AH: I’m curious then about how you relate to pioneering queer fiction like Burroughs or Dennis Cooper or artists like David Wojnarowicz? People who at the time they were writing were coming from really marginalized places, so their writing reflected that otherness. Are you saying those voices are overly-represented within the queer gaming community, and you think it’s time to move on from that?

RG: No. I’m more saying that…what does queer mean to you? When I say queer, what do you think?

AH: Well I’m old.

RG: But this is a question.

AH: Well, from my perspective, I think that it means a counter-normative position in society that may or may not, but usually is, based in sexual identity.

RG: And counter-normative, then, what is normative?

AH: Well, the argument could be made now that “gay” is a normative identity.
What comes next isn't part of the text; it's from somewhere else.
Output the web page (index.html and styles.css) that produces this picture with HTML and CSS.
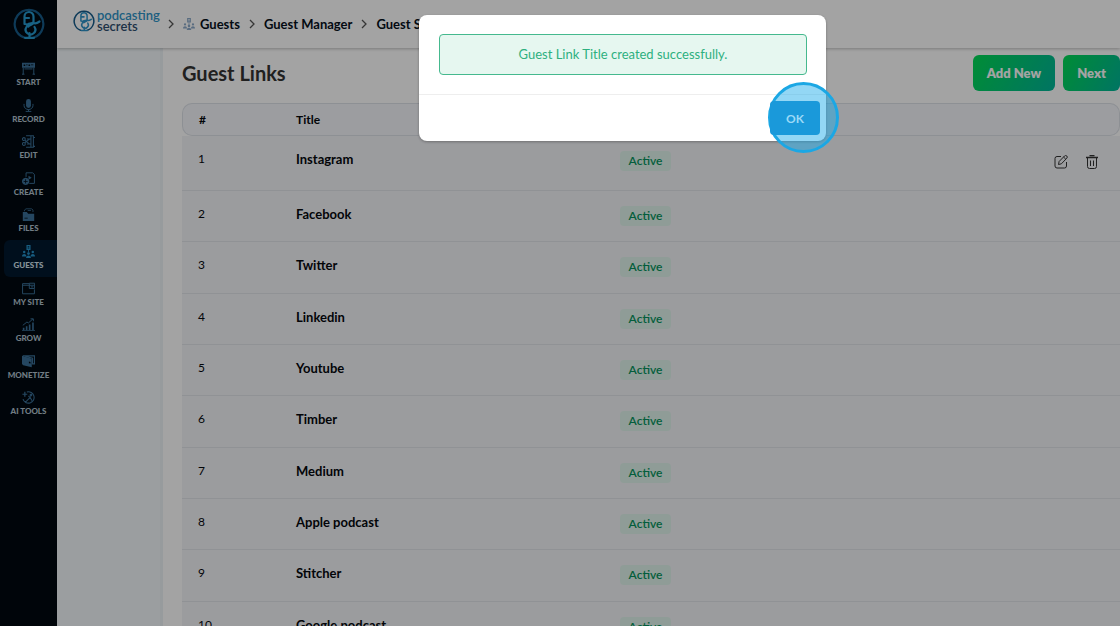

RG: The argument is being made now that “gay” is a normative identity. Specifically and, to me, not that I did much post-colonial studies in college, but the terms that stuck with me were “hegemony” and “subaltern.” That’s a much more—the definition in the queer game space is between “queer” and “privileged.”

AH: That’s interesting.

RG: Ok, so let’s talk about probably one of the more successful Twine designers out there, Zoe Quinn is her name, and she made a game called Depression Quest. It got a lot of notice, and I have my own problems with the game as someone who has suffered from depression, who does not find that romanticizing depression is a good way to get out of depression but anyway …. she defined “queer” in an article as “anything that is not white, straight, or cisgendered male.”

Which you can see how – being several of those things, and given that most of my friends are cisgender straight men- it seems like a problem. Do not get me wrong: my understanding of oppression and privilege and normative is yes, in America, for the most part, being normative, the hetero-normative, whatever you want to call it, has been white, cisgender, heterosexual. That would be stupid to deny. At the same time, one makes and one critiques because one thinks that change is possible, right?
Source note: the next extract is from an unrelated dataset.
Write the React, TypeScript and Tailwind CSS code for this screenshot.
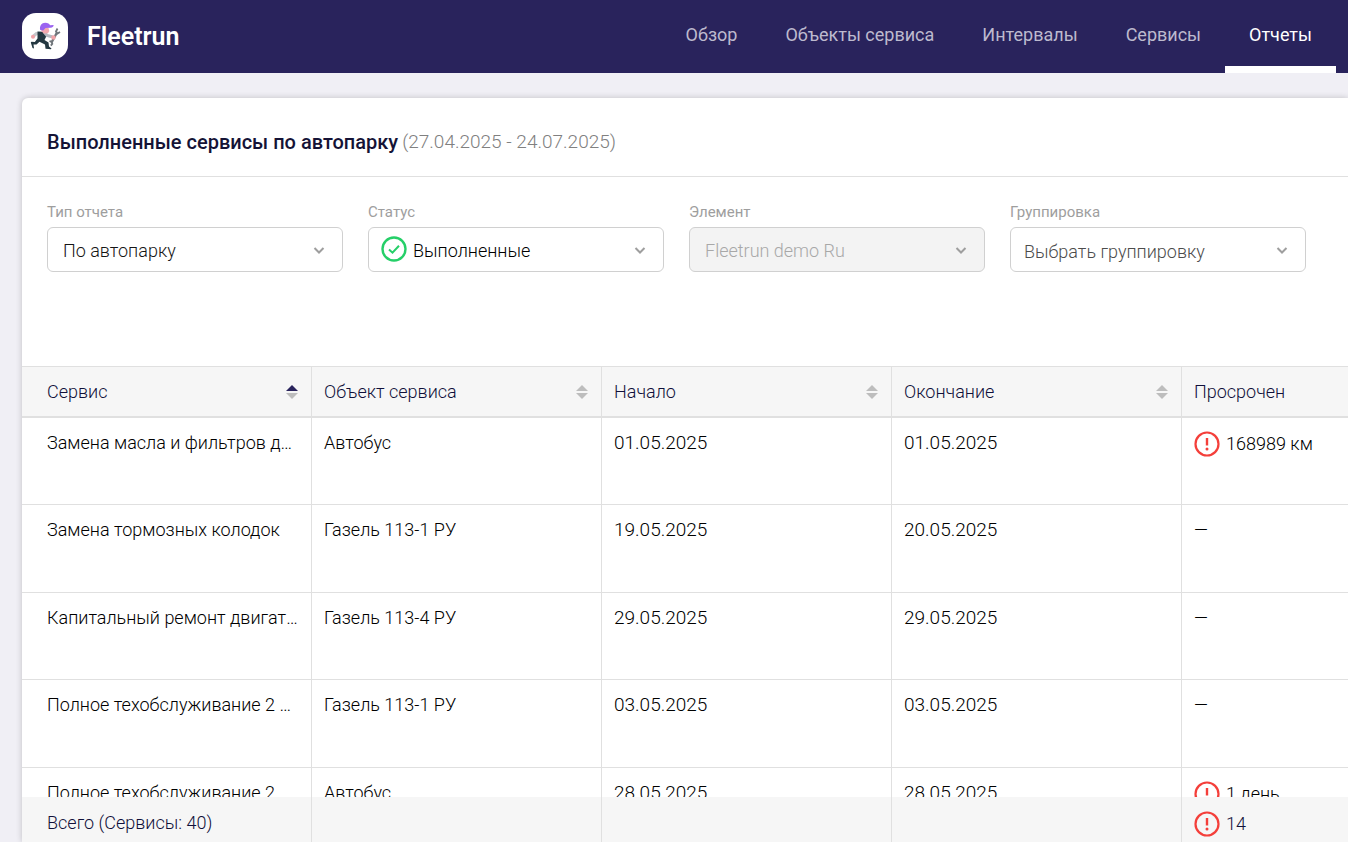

RG: And I guess my problem with the queer game scene is that it is defining power in this very specific term and considering that power to be the provenance of this one group, and to be synonymous with it. This totalizing definition of power doesn’t understand that within white cisgender heterosexual male, there is everybody from the Koch brothers to the guy in Louisiana with three teeth who has no money, do you know what I mean?

If you’re looking at Twine – or games – as a platform or tool for marginalized voices, you have to look at issues around capital, labor, class in relationship to queerness.And that has been a lot of where my critique of the queer game scene has come from.

But there’s this guy Richard Hofmeier who made the game “Cart Life” which is probably the most important video game ever made. It’s a game where you play a street cart vendor, and it’s brilliant. There’s no way I can really make it sound as good as it is.

It is about being working poor. It takes the form of a simulation game, in which you are playing a cart and you get to go in the city, but it grounds all of the three characters very specifically. One of the characters is a single mother who is doing this because she just got a divorce and she needs a job, and so her story is—everybody is on a really tight timer — and she needs to remember to pick her daughter up for school. If you’re selling coffee when your daughter needs to be picked up for school that’s really bad, you know? Because then her father’s going to pick her up, and then when you have the custody hearing at the end of the week it’s going to look bad for you.

Another character is an immigrant who is just making a newspaper as kind of his last thing in life – he’s a 70 year old. It’s very Malamud in that chapter. There’s another character who is just this dude and he’s kind of a drifter, he’s just opening a hot dog stand because that’s his next project.

The game gives you these three very different archetypes and it really goes into the stress of what it means to be an entrepreneur in America in the 21st century. You work your ass off and you barely make ends meet.

AH: So now that the exhibit is almost over, how do you feel about it and what do you feel you accomplished with the exhibit in terms of form?

RG: In terms of form: I think there have been a lot of Twines that people haven’t seen before. “Drosophilia” by Pippin Barr, Sidsel Hermansen and [Gordon] Calleja incorporates Youtube videos and sound effects, it’s a very glitch art kind of thing. Barr is probably one of the more famous people to work in Twine, and he’s collaborated with Marina Abramovic on a couple of art games, things like that.

There are a lot of works that are very different from what people were used to seeing. The point I was trying to make was, “This is a lot of things. A tool is only as good as its users.”

If you get some good users, you can make really interesting things. If you just say, “This is a tool that is going to be used by these marginalized people,” then you are going to get a lot of similar things. Many of them are …

AH: Using it as a platform versus an art form?

RG: Yeah. To a degree I was saying, “Well, let’s see what this is. Let’s see what Twine is outside of interactive fiction.”

AH: And how has the exhibit been received?

RG: Well, it is really true that you learn quickly who your initial supporters are. There was this one forum that I found where somebody – on, like, the first day or so of exhibition – who had posted “This is really cool.:

And soon there was this huge argument with people saying, “Well, this isn’t interactive fiction!” or, “ These aren’t games!” And I responded, “I never said they were games!” That was kind of the whole point of this.

I wanted to say, let’s get that baggage out of there. I’m not asking you to make a game. You can make a game if you want. I’m asking you to make a Twine. What is that to you? There have been some people who have been saying, “Well, I don’t really like Twines. I full-stop don’t like them.”

So some criticism has come from that perspective, because, if you do hypertext, everybody has their own favorite hypertext platform, which in a way is really silly. But I have my own I guess.

AH: And that’s Twine.

RG: Yeah! And, you know, it’s the closest to how I picture stories in my head, and it’s the closest to feeling like I’m seven and learning how to program on my Apple 2E that my uncle gave me.